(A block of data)
* * * * * * *

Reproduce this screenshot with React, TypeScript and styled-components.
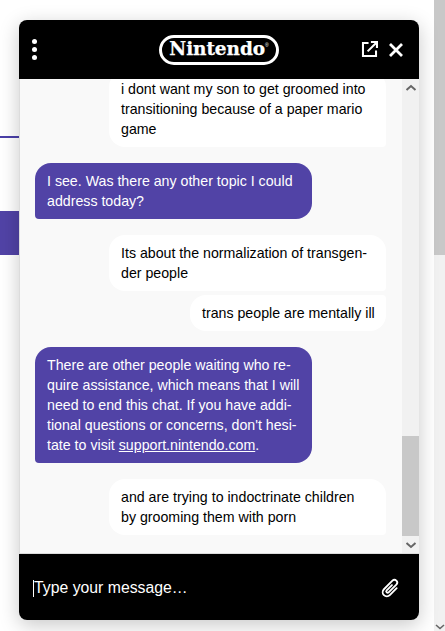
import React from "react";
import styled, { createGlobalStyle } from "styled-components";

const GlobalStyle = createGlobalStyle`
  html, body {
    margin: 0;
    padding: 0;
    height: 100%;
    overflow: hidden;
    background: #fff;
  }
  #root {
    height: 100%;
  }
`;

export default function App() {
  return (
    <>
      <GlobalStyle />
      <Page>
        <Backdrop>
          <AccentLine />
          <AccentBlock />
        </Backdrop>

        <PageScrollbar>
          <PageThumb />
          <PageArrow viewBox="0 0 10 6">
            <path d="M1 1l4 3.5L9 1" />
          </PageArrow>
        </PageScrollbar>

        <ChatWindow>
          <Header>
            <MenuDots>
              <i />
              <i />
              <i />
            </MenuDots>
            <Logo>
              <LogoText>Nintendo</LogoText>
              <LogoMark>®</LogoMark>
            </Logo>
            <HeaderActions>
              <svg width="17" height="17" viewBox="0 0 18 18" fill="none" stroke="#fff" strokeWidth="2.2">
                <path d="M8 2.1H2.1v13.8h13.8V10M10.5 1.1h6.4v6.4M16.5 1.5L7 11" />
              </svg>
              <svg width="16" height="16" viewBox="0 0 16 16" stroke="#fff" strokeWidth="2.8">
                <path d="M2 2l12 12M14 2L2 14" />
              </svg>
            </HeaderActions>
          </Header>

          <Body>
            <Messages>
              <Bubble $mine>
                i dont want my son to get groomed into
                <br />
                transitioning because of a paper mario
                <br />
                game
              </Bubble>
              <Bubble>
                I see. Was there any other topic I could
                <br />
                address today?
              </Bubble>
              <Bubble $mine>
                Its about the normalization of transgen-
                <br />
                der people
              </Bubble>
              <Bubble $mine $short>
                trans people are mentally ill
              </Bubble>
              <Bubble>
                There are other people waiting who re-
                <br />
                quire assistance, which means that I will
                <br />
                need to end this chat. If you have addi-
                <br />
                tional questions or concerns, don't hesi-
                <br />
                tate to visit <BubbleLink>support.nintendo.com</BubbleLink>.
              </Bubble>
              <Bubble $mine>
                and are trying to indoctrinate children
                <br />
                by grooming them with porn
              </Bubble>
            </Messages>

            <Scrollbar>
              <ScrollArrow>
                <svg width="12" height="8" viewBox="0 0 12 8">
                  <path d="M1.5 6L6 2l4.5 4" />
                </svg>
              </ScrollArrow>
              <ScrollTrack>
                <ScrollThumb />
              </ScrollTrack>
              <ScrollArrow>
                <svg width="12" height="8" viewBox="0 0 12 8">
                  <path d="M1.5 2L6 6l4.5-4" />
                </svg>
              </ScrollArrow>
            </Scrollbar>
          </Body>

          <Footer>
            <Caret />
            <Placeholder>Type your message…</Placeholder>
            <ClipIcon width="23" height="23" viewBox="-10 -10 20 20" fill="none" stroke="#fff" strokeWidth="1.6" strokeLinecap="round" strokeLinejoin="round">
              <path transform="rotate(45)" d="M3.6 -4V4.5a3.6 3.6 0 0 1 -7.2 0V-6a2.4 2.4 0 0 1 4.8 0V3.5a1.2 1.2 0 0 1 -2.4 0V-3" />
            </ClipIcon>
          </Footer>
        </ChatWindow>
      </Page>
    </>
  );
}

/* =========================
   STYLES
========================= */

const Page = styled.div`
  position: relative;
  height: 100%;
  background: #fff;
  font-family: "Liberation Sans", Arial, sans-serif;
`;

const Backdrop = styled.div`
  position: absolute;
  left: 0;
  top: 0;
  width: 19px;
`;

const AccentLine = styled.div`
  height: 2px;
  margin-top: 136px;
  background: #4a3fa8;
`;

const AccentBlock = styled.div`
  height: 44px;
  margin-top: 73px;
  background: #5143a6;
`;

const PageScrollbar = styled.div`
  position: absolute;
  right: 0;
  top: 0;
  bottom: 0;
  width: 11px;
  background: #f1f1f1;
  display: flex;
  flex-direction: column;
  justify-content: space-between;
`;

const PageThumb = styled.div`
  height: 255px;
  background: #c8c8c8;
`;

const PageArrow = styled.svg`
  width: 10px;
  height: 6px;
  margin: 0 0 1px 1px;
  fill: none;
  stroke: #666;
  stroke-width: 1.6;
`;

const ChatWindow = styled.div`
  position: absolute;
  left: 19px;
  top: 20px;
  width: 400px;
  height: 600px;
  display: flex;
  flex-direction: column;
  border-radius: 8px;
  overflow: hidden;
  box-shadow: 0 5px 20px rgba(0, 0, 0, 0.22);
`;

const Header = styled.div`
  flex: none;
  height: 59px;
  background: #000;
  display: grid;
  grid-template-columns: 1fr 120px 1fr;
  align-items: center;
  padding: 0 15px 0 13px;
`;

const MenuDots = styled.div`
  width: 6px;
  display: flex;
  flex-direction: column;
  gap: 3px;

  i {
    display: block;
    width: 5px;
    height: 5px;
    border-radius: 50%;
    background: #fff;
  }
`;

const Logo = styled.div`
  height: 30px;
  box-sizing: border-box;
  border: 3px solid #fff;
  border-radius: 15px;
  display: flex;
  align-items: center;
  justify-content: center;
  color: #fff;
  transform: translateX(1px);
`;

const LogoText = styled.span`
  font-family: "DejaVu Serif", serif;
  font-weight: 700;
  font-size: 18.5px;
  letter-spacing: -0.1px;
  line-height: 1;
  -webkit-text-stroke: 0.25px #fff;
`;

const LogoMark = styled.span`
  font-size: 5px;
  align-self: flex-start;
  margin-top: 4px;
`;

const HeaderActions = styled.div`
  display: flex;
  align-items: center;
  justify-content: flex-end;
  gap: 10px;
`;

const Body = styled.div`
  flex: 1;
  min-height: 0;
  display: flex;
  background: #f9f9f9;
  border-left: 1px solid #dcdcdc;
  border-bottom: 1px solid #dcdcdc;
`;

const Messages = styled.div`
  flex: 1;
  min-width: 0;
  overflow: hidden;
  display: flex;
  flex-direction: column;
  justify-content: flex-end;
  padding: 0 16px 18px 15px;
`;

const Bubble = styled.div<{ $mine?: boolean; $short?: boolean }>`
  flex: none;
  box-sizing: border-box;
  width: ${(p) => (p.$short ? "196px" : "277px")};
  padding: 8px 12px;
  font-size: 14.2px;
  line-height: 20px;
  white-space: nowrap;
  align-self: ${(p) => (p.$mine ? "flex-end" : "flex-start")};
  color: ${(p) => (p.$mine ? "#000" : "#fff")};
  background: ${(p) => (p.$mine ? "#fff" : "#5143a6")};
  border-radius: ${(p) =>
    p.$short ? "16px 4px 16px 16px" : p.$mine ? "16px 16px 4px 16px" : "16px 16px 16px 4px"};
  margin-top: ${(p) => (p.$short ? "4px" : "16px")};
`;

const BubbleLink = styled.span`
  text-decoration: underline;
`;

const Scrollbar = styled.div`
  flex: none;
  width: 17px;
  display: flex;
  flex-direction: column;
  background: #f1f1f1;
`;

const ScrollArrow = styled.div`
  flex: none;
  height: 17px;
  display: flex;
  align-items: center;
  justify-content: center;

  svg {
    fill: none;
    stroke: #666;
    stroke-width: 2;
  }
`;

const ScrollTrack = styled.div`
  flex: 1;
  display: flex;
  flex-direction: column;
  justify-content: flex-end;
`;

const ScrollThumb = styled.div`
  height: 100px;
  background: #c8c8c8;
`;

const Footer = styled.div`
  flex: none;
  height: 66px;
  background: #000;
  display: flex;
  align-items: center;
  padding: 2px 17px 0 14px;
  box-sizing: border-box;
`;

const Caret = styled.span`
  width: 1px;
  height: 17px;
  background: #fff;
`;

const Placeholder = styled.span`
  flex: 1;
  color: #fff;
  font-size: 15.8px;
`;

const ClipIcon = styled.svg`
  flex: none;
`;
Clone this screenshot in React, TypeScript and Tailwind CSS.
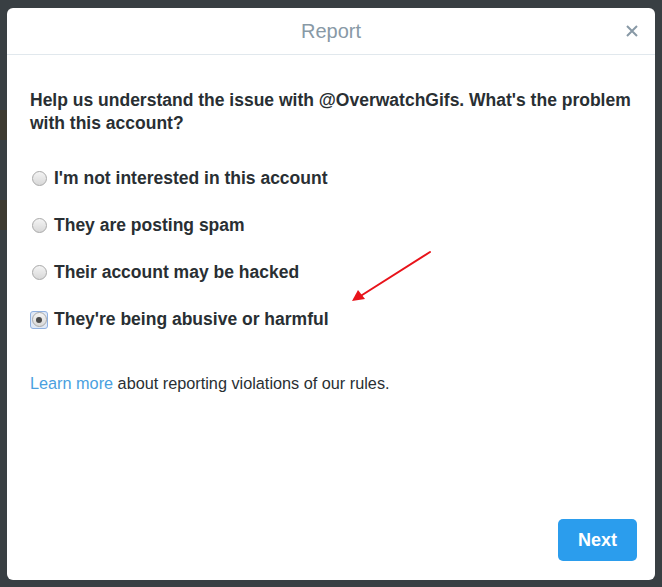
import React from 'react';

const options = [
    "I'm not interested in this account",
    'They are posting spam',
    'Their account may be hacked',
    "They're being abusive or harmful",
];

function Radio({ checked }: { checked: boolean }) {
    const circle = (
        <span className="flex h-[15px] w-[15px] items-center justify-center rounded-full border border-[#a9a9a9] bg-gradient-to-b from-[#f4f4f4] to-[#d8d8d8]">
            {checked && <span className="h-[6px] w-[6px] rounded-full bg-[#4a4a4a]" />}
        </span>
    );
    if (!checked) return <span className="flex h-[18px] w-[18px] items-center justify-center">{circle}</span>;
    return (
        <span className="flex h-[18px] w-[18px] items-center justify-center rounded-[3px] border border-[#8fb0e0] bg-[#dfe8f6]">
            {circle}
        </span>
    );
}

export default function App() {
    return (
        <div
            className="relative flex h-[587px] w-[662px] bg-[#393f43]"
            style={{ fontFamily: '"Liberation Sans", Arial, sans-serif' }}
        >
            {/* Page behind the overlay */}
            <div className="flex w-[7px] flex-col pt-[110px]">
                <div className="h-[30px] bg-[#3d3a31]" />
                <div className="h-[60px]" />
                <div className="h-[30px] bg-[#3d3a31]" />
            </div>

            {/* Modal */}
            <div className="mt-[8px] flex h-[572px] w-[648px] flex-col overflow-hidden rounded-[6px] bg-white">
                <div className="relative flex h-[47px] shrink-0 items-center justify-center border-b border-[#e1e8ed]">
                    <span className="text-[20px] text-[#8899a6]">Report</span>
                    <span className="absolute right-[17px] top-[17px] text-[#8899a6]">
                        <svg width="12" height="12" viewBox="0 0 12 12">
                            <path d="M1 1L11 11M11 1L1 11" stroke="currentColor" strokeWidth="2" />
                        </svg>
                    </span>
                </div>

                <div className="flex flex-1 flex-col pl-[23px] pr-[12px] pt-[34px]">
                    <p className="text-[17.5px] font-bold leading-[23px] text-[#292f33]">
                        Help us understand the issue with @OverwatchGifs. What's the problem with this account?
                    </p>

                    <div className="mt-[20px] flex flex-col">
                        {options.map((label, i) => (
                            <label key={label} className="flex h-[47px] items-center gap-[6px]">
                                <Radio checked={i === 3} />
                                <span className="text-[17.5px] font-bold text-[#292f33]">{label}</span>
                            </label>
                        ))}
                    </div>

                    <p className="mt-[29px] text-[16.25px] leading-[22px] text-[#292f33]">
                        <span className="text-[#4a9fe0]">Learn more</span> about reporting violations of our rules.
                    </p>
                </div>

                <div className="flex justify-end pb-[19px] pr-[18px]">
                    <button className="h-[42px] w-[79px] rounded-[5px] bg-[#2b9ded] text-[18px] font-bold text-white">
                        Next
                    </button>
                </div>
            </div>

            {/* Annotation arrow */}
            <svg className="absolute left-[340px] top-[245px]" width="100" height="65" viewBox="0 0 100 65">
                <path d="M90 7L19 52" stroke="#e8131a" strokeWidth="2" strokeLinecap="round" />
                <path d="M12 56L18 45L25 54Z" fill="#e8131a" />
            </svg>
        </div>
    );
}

* * * * * * *

_Objective_
Copy all lines from the listing that contain "React".

_Answer below_
Reproduce this screenshot with React, TypeScript and styled-components.
import React from "react";
Clone this screenshot in React, TypeScript and Tailwind CSS.
import React from 'react';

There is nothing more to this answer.